これが実現できるのは、「マイナス」を起こさないための、Van Burkleo氏の設計に対する誠実さゆえである。ミキサー内部の構造もそうだが、電源ボックスを別付けにするなどといったことも、ミキサー本体のコンパクト化だけでなく、ノイズの混入といった外部的なマイナス要因に備えての施策である。

ここまでCDSの音質について述べたわけだが、要するにCDSはDJミキサーという以前に、筆者のようなタイプのオーディオラバーにとって、大変優秀なプリアンプであることがご理解いただけたのではないだろうか。

ここまで音質の話をしたが、CDSにはもう1つ大きな特徴がある。それは名前にもなっている「Compact」についてだ。

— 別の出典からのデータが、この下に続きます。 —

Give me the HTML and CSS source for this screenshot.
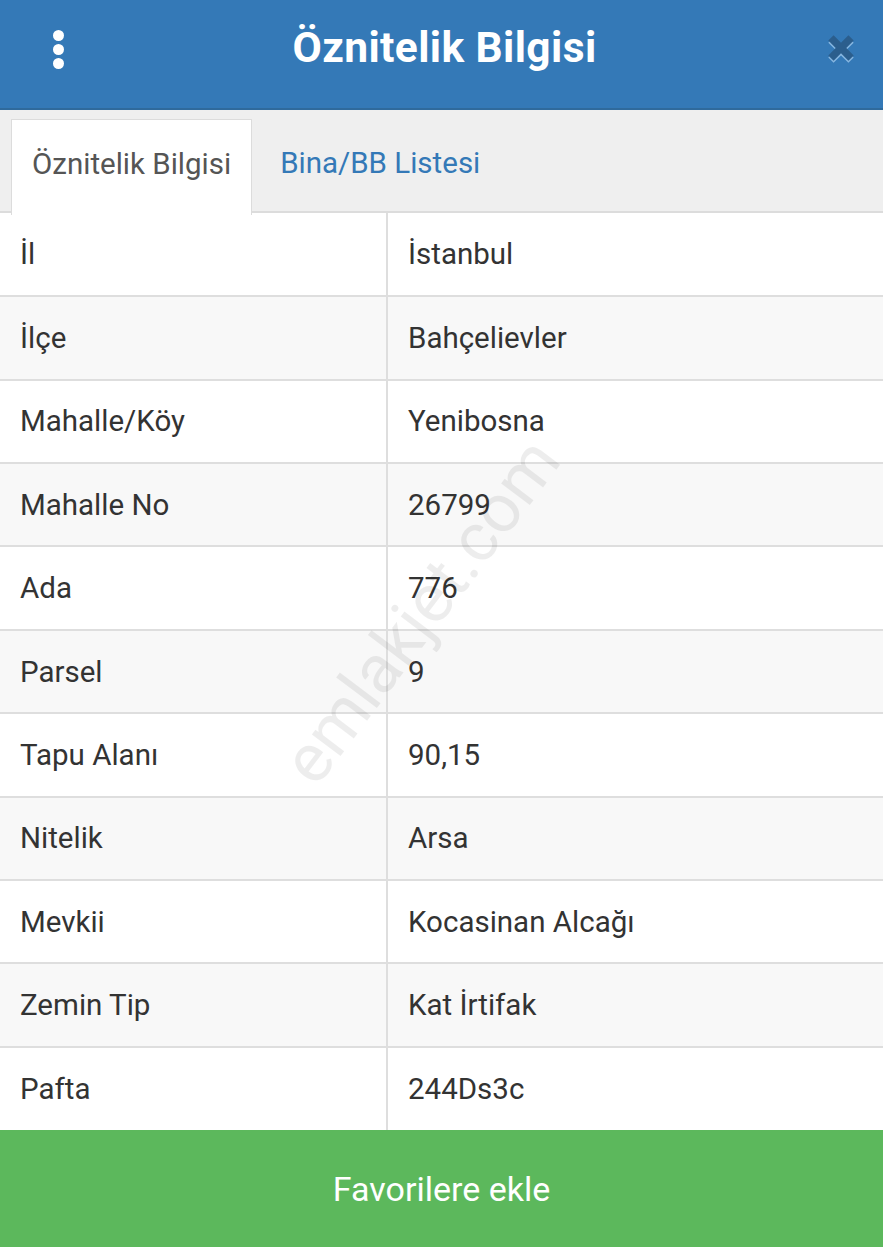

音響機器を広々と置く事が難しい日本の住宅環境において、小さいことはそれだけでありがたいことなのだが、そのぶん内部の構造設計は精密さを要求する。搭載するパーツも吟味する必要がある。これらは全て音質を損なわない上で行うと考えると、小型化は決して簡単ではない、経験とセンスを必要とする職人芸であることがよく分かると思う。

そしてCDSはどのモデルにもキャリーケースが付属する(一部別売り)。ミキサーを持ち運ぶ機会がどれだけあるのか定かではないが、DJが「自分が使いやすいコントローラー」としてミキサーを各々の現場に持ち込むことは想定できる。だが筆者はそれ以上に、このミキサーを持ち運んで「どの現場でも良い音を鳴らそう」という、DJに対する啓蒙に近いようなVan Burkleo氏の思想を感じずにはいられないのだ。

これはクラブシーンに身を置きながら、ピュアオーディオの思想をリスペクトする氏ならではの発想であるとも言える。

有名なロータリーミキサーの多くが公式なサポートを終了している中、国内で現行サポートしていることも、音響機器が商売道具である店にとってはもちろん、ある程度の高額な買い物をする消費者にとってはこの上ない安心感だ。

CDSは現在、価格帯も含めて様々なモデルがラインアップされている。

CDSを体験したければ、まずは神田にあるcafe&bar Extraweltに行くことをおすすめする。なぜならばVan Burkleo氏がそこで働いているからだ。毎日DJの現場で様々なプレイを見聴きし、様々な音楽を浴びている人間が作っているDJミキサー、ハズレなわけがないでしょう。

その次におすすめするのは僭越ながら大塚BAR地底である。ピュアオーディオ群の中で悠々と息づくCDSの姿が確認できるはずだ。

DJだけではなくオーディオファンも含めた全てのミュージックラバーが、ここまで美しい思想と誠実さを持った音響メーカーが日本にあることを知って欲しいと思う。